— start Material provided —
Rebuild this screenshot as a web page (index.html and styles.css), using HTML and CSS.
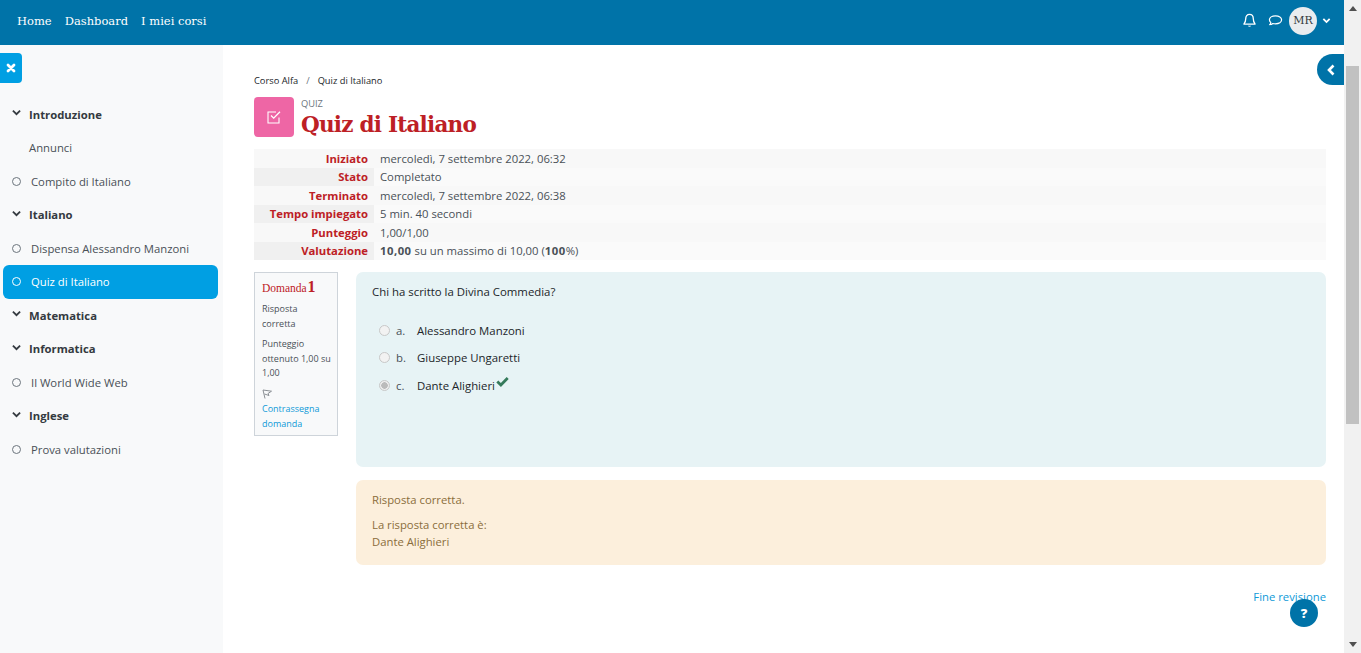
FILE: index.html
```html
<!DOCTYPE html>
<html lang="it">
<head>
    <meta charset="UTF-8">
    <title>Quiz di Italiano</title>
    <link rel="stylesheet" href="styles.css">
</head>
<body>
    <div class="page">
        <header class="navbar">
            <nav class="nav-links">
                <a>Home</a>
                <a>Dashboard</a>
                <a>I miei corsi</a>
            </nav>
            <div class="nav-user">
                <svg class="nav-icon" viewBox="0 0 16 16"><path d="M8 1.5c-2.6 0-4 1.9-4 4.3 0 3.4-.9 4.7-2 6h12c-1.100-1.300-2-2.600-2-6 0-2.400-1.400-4.300-4-4.300z" fill="none" stroke="#fff" stroke-width="1.400" stroke-linejoin="round"/><path d="M6.300 13.500a1.800 1.800 0 0 0 3.400 0z" fill="#fff"/></svg>
                <svg class="nav-icon" viewBox="0 0 16 16"><path d="M8 3c-3.700 0-6.500 1.800-6.500 4.300 0 1.100.6 2.100 1.500 2.800-.1.900-.6 1.700-1.200 2.300 1.300 0 2.500-.5 3.300-1.200.9.200 1.900.3 2.900.3 3.700 0 6.500-1.800 6.500-4.200S11.700 3 8 3z" fill="none" stroke="#fff" stroke-width="1.300" stroke-linejoin="round"/></svg>
                <span class="avatar">MR</span>
                <svg class="caret" viewBox="0 0 10 10"><path d="M1.500 3.200 5 6.700l3.500-3.500" fill="none" stroke="#fff" stroke-width="2"/></svg>
            </div>
        </header>

        <div class="body-row">
            <aside class="sidebar">
                <button class="close-btn"><svg viewBox="0 0 10 10"><path d="M2 2l6 6M8 2 2 8" stroke="#fff" stroke-width="2.800" stroke-linecap="round"/></svg></button>
                <ul class="course-index">
                    <li class="section"><svg viewBox="0 0 10 10"><path d="M1 2.800 5 6.800l4-4" fill="none" stroke="#343a40" stroke-width="2"/></svg>Introduzione</li>
                    <li class="plain">Annunci</li>
                    <li class="activity"><i class="dot"></i>Compito di Italiano</li>
                    <li class="section"><svg viewBox="0 0 10 10"><path d="M1 2.800 5 6.800l4-4" fill="none" stroke="#343a40" stroke-width="2"/></svg>Italiano</li>
                    <li class="activity"><i class="dot"></i>Dispensa Alessandro Manzoni</li>
                    <li class="activity current"><i class="dot"></i>Quiz di Italiano</li>
                    <li class="section"><svg viewBox="0 0 10 10"><path d="M1 2.800 5 6.800l4-4" fill="none" stroke="#343a40" stroke-width="2"/></svg>Matematica</li>
                    <li class="section"><svg viewBox="0 0 10 10"><path d="M1 2.800 5 6.800l4-4" fill="none" stroke="#343a40" stroke-width="2"/></svg>Informatica</li>
                    <li class="activity"><i class="dot"></i>Il World Wide Web</li>
                    <li class="section"><svg viewBox="0 0 10 10"><path d="M1 2.800 5 6.800l4-4" fill="none" stroke="#343a40" stroke-width="2"/></svg>Inglese</li>
                    <li class="activity"><i class="dot"></i>Prova valutazioni</li>
                </ul>
            </aside>

            <main class="content">
                <ol class="breadcrumb">
                    <li>Corso Alfa</li>
                    <li class="sep">/</li>
                    <li>Quiz di Italiano</li>
                </ol>

                <div class="page-head">
                    <div class="quiz-icon">
                        <svg viewBox="0 0 16 16"><path d="M13 8.500V14H2V3h8" fill="none" stroke="#fff" stroke-width="1.100"/><path d="M5 6.500 7.700 9.200 14 2.800" fill="none" stroke="#fff" stroke-width="1.300"/></svg>
                    </div>
                    <div>
                        <div class="kicker">QUIZ</div>
                        <h1>Quiz di Italiano</h1>
                    </div>
                </div>

                <table class="summary">
                    <tr><th>Iniziato</th><td>mercoledì, 7 settembre 2022, 06:32</td></tr>
                    <tr><th>Stato</th><td>Completato</td></tr>
                    <tr><th>Terminato</th><td>mercoledì, 7 settembre 2022, 06:38</td></tr>
                    <tr><th>Tempo impiegato</th><td>5 min. 40 secondi</td></tr>
                    <tr><th>Punteggio</th><td>1,00/1,00</td></tr>
                    <tr><th>Valutazione</th><td><b>10,00</b> su un massimo di 10,00 (<b>100</b>%)</td></tr>
                </table>

                <div class="question">
                    <div class="q-info">
                        <h3>Domanda <span>1</span></h3>
                        <p>Risposta corretta</p>
                        <p>Punteggio ottenuto 1,00 su 1,00</p>
                        <svg class="flag" viewBox="0 0 10 10"><path d="M1 1 9.500 2.200 6 4.500 7 6.500 2.500 5M1 1 3 9.500" fill="none" stroke="#8a8f94" stroke-width="1"/></svg>
                        <a>Contrassegna domanda</a>
                    </div>
                    <div class="q-main">
                        <div class="q-box">
                            <p class="q-text">Chi ha scritto la Divina Commedia?</p>
                            <div class="answer"><i class="radio"></i><span class="letter">a.</span>Alessandro Manzoni</div>
                            <div class="answer"><i class="radio"></i><span class="letter">b.</span>Giuseppe Ungaretti</div>
                            <div class="answer"><i class="radio checked"></i><span class="letter">c.</span>Dante Alighieri<svg class="tick" viewBox="0 0 12 10"><path d="M1.200 5 4.500 8.200 10.800 1.800" fill="none" stroke="#357a5b" stroke-width="2.600"/></svg></div>
                        </div>
                        <div class="feedback">
                            <p>Risposta corretta.</p>
                            <p class="right-answer">La risposta corretta è:<br>Dante Alighieri</p>
                        </div>
                    </div>
                </div>

                <div class="finish"><a>Fine revisione</a></div>
            </main>
        </div>

        <button class="drawer-toggle"><svg viewBox="0 0 10 12"><path d="M7.500 1.500 3 6l4.500 4.500" fill="none" stroke="#fff" stroke-width="2.600"/></svg></button>
        <button class="help-btn">?</button>
    </div>

    <div class="scrollbar">
        <svg class="arrow" viewBox="0 0 8 5"><path d="M4 0 8 5H0z" fill="#505050"/></svg>
        <div class="track"><div class="thumb"></div></div>
        <svg class="arrow" viewBox="0 0 8 5"><path d="M0 0h8L4 5z" fill="#505050"/></svg>
    </div>
</body>
</html>
```

FILE: styles.css
```css
:root {
    --primary: #0073a8;
    --sky: #009fe3;
    --red: #bd2025;
    --text: #495057;
    --dark: #343a40;
}

* {
    margin: 0;
    padding: 0;
    box-sizing: border-box;
}

html, body {
    height: 653px;
    overflow: hidden;
}

body {
    display: flex;
    font-family: "Open Sans", sans-serif;
    font-size: 11.300px;
    color: var(--text);
    background: #fff;
}

.page {
    position: relative;
    flex: 1;
    min-width: 0;
    display: flex;
    flex-direction: column;
}

/* top bar */
.navbar {
    height: 45px;
    flex: none;
    background: var(--primary);
    display: flex;
    align-items: center;
    justify-content: space-between;
    padding: 0 13px 4px 17px;
    color: #fff;
}

.nav-links {
    display: flex;
    gap: 13px;
    font-family: "DejaVu Serif", serif;
    font-size: 11.500px;
}

.nav-user {
    display: flex;
    align-items: center;
}

.nav-icon {
    width: 15px;
    height: 15px;
    margin-right: 11px;
}

.nav-icon + .nav-icon {
    margin-right: 6px;
}

.avatar {
    width: 28px;
    height: 28px;
    border-radius: 50%;
    background: #e9ecef;
    color: var(--dark);
    font-family: "DejaVu Serif", serif;
    font-size: 11px;
    display: flex;
    align-items: center;
    justify-content: center;
}

.caret {
    width: 9px;
    height: 9px;
    margin-left: 5px;
}

.body-row {
    flex: 1;
    display: flex;
    min-height: 0;
}

/* left course index */
.sidebar {
    width: 223px;
    flex: none;
    background: #f8f9fa;
    padding-top: 8px;
}

.close-btn {
    display: flex;
    align-items: center;
    justify-content: center;
    width: 22px;
    height: 30px;
    border: none;
    border-radius: 0 4px 4px 0;
    background: var(--sky);
    margin-bottom: 14.500px;
}

.close-btn svg {
    width: 10px;
    height: 10px;
}

.course-index {
    list-style: none;
    padding: 0 5px 0 3px;
}

.course-index li {
    height: 33.500px;
    display: flex;
    align-items: center;
    border-radius: 6px;
}

.section {
    font-weight: 700;
    color: var(--dark);
    padding-left: 9px;
}

.section svg {
    width: 9px;
    height: 9px;
    margin-right: 8px;
    margin-top: -3px;
}

.plain {
    padding-left: 26px;
}

.activity {
    padding-left: 9px;
}

.dot {
    width: 9px;
    height: 9px;
    border: 1px solid #6c757d;
    border-radius: 50%;
    margin-right: 10px;
}

.course-index .current {
    background: var(--sky);
    color: #fff;
}

.current .dot {
    border-color: #fff;
}

/* main column */
.content {
    flex: 1;
    min-width: 0;
    padding: 29px 18px 0 31px;
}

.breadcrumb {
    list-style: none;
    display: flex;
    gap: 8px;
    font-size: 9.300px;
    line-height: 13px;
    color: #212529;
    margin-bottom: 10px;
}

.breadcrumb .sep {
    color: #6c757d;
}

.page-head {
    display: flex;
    align-items: flex-start;
    gap: 7px;
    height: 52px;
}

.quiz-icon {
    width: 40px;
    height: 40px;
    border-radius: 4px;
    background: #ee66a5;
    display: flex;
    align-items: center;
    justify-content: center;
}

.quiz-icon svg {
    width: 16px;
    height: 16px;
}

.kicker {
    font-size: 9.300px;
    line-height: 13px;
    color: #6c757d;
}

h1 {
    font-family: "DejaVu Serif", serif;
    font-size: 21.500px;
    line-height: 29px;
    font-weight: 700;
    letter-spacing: -0.750px;
    color: var(--red);
}

.summary {
    width: 100%;
    border-collapse: collapse;
    background: #f8f8f8;
    line-height: 16px;
}

.summary tr {
    height: 18.500px;
}

.summary th,
.summary td {
    padding-top: 1px;
}

.summary th {
    width: 120px;
    text-align: right;
    padding-right: 6px;
    color: var(--red);
    font-weight: 700;
}

.summary td {
    padding-left: 6px;
}

.summary b {
    letter-spacing: 0.500px;
}

.summary tr:nth-child(even) th {
    background: #f0f0f0;
}

.summary tr:nth-child(even) td {
    background: #fafafa;
}

/* question */
.question {
    display: flex;
    gap: 18px;
    margin-top: 12px;
}

.q-info {
    width: 84px;
    height: 164px;
    flex: none;
    background: #f8f9fa;
    border: 1px solid #ced4da;
    padding: 5px 4px 5px 7px;
    font-size: 9px;
    line-height: 14.500px;
}

.q-info h3 {
    font-family: "Liberation Serif", serif;
    font-weight: 400;
    font-size: 11.500px;
    line-height: 18px;
    color: var(--red);
    margin-bottom: 5px;
}

.q-info h3 span {
    font-weight: 700;
    font-size: 16px;
    margin-left: -2px;
}

.q-info p {
    margin-bottom: 6px;
}

.flag {
    display: block;
    width: 10px;
    height: 10px;
    margin: 8px 0 2px;
}

.q-info a {
    display: block;
    line-height: 15px;
    color: #0f9ad8;
}

.q-main {
    flex: 1;
    min-width: 0;
}

.q-box {
    height: 195px;
    background: #e7f3f5;
    border-radius: 7px;
    padding: 12px 16px;
    font-size: 11.400px;
    color: #212529;
}

.q-text {
    line-height: 16px;
    margin-bottom: 17px;
}

.answer {
    display: flex;
    align-items: center;
    height: 27.300px;
    padding-left: 7px;
}

.radio {
    width: 11px;
    height: 11px;
    border: 1px solid #c8c8c8;
    border-radius: 50%;
    background: #f2f2f2;
    margin-right: 6px;
}

.radio.checked {
    background: radial-gradient(circle, #bbb 0 3px, #eee 3.500px);
}

.letter {
    width: 21px;
    color: var(--text);
}

.tick {
    width: 13px;
    height: 11px;
    margin: -7px 0 0 1px;
}

.feedback {
    height: 85px;
    margin-top: 13px;
    background: #fcefdc;
    border-radius: 7px;
    padding: 12px 16px;
    color: #8a6d3b;
    line-height: 16px;
}

.feedback .right-answer {
    margin-top: 8px;
    line-height: 17px;
}

.finish {
    margin-top: 24px;
    text-align: right;
    color: #0f9ad8;
    line-height: 16px;
}

/* floating buttons */
.drawer-toggle {
    position: absolute;
    top: 54px;
    right: 0;
    width: 27px;
    height: 31px;
    border: none;
    border-radius: 16px 0 0 16px;
    background: var(--primary);
    display: flex;
    align-items: center;
    justify-content: center;
}

.drawer-toggle svg {
    width: 10px;
    height: 12px;
}

.help-btn {
    position: absolute;
    right: 26px;
    bottom: 26px;
    width: 28px;
    height: 28px;
    border: none;
    border-radius: 50%;
    background: var(--primary);
    color: #fff;
    font-family: "Open Sans", sans-serif;
    font-size: 13px;
    font-weight: 800;
}

/* window scrollbar */
.scrollbar {
    width: 17px;
    flex: none;
    background: #f1f1f1;
    display: flex;
    flex-direction: column;
    align-items: center;
}

.arrow {
    width: 8px;
    height: 5px;
    margin: 6px 0;
    flex: none;
}

.track {
    flex: 1;
    width: 100%;
    padding: 49px 2px 212px;
}

.thumb {
    height: 100%;
    background: #c1c1c1;
}
```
— end Material provided —
#### Exercise requirements:
Say the number of lines in the listing that hold "index", with no added words.

#### Answer to the problem:
7